-------- Records supplied --------

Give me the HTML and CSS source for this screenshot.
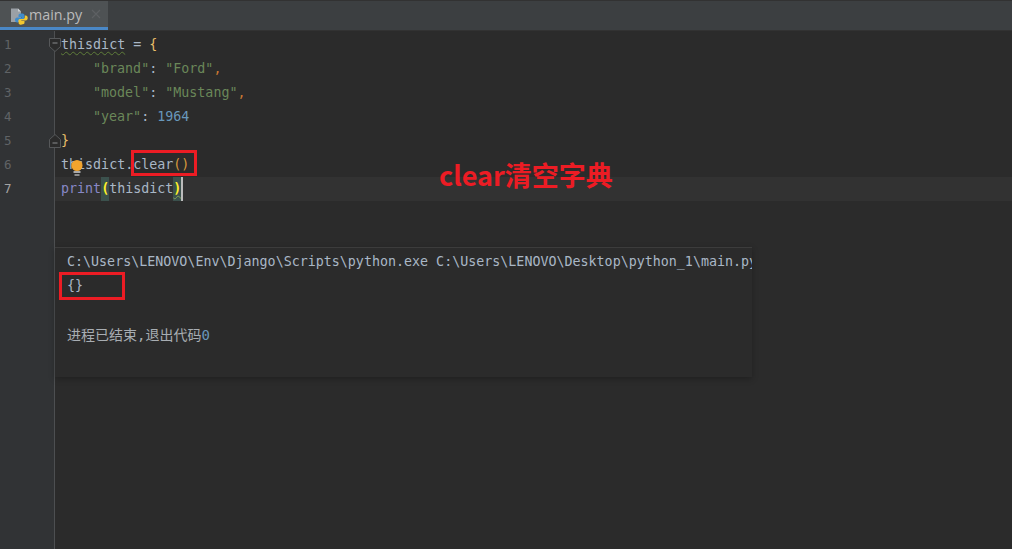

--------
-------- Records supplied --------

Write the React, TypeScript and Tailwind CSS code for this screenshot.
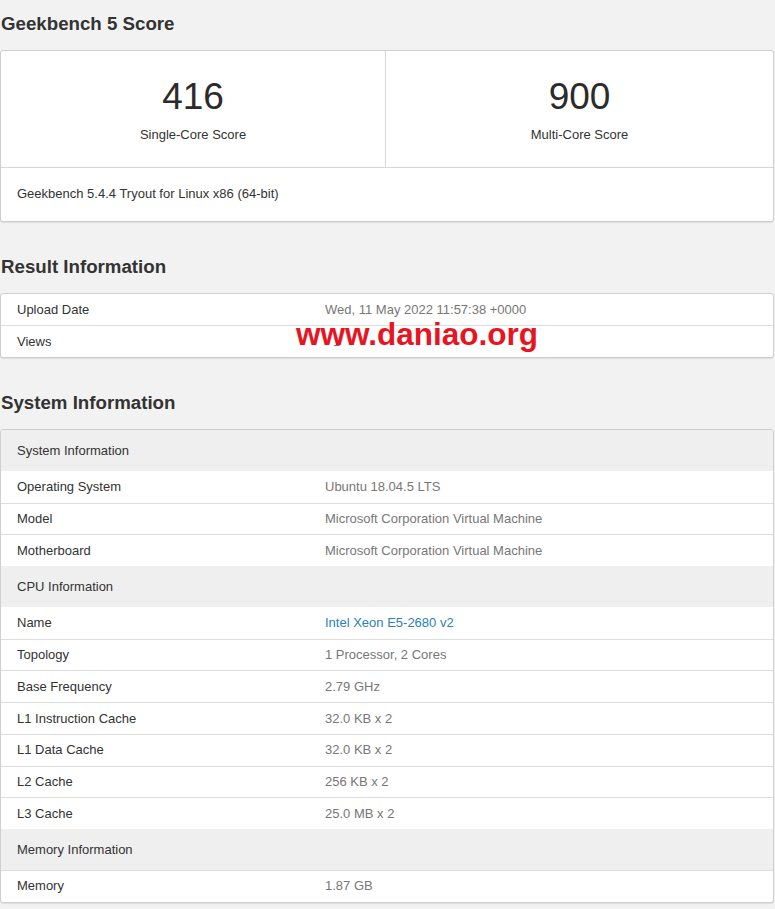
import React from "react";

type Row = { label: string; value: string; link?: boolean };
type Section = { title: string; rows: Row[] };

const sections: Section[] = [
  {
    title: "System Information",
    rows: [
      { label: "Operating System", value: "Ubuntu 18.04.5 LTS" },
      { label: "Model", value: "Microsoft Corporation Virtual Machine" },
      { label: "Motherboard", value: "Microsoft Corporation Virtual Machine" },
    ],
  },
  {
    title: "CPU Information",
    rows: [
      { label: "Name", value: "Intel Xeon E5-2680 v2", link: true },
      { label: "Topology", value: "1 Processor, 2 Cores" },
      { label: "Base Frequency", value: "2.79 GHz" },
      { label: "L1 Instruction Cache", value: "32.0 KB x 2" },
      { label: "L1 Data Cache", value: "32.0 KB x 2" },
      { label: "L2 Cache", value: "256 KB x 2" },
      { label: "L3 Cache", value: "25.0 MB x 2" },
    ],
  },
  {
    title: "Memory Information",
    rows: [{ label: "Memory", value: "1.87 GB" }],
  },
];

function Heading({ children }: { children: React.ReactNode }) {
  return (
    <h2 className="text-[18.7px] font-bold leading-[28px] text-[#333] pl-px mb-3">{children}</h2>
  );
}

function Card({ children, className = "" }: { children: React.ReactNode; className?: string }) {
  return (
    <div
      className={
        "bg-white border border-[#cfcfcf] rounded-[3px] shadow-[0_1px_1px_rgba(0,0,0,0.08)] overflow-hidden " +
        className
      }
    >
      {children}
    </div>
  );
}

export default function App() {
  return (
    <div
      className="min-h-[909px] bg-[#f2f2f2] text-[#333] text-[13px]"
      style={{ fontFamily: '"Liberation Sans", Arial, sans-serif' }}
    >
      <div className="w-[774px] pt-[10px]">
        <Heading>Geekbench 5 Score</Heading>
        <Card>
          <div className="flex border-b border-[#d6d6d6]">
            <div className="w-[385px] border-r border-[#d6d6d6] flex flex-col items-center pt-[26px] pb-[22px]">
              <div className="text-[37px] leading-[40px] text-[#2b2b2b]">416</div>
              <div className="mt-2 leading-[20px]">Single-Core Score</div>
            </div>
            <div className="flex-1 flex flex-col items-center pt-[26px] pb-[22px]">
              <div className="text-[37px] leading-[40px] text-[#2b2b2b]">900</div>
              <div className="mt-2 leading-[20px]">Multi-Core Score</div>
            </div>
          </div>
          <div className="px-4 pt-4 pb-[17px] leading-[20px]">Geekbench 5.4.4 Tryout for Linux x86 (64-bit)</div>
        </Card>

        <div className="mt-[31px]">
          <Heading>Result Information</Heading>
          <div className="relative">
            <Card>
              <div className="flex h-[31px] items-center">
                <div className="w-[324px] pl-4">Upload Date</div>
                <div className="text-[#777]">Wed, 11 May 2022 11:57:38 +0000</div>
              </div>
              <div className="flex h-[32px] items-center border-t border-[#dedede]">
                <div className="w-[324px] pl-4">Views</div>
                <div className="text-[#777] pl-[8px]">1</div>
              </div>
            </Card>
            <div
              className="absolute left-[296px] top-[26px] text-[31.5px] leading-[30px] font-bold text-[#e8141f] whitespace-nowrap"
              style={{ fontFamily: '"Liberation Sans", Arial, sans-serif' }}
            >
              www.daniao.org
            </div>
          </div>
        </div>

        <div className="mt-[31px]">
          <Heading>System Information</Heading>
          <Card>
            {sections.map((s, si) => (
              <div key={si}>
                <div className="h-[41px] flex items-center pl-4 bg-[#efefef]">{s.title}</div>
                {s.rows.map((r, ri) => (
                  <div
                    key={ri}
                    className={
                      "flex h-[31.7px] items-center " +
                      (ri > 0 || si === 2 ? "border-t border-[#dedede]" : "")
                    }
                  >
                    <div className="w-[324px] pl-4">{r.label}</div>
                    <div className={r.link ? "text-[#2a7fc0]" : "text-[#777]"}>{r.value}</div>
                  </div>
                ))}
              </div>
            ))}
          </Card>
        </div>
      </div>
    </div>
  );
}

--------

» Goal of the exercise
Pull out all lines of the data with the string "React".

» Solution
Write the React, TypeScript and Tailwind CSS code for this screenshot.
import React from "react";
function Heading({ children }: { children: React.ReactNode }) {
function Card({ children, className = "" }: { children: React.ReactNode; className?: string }) {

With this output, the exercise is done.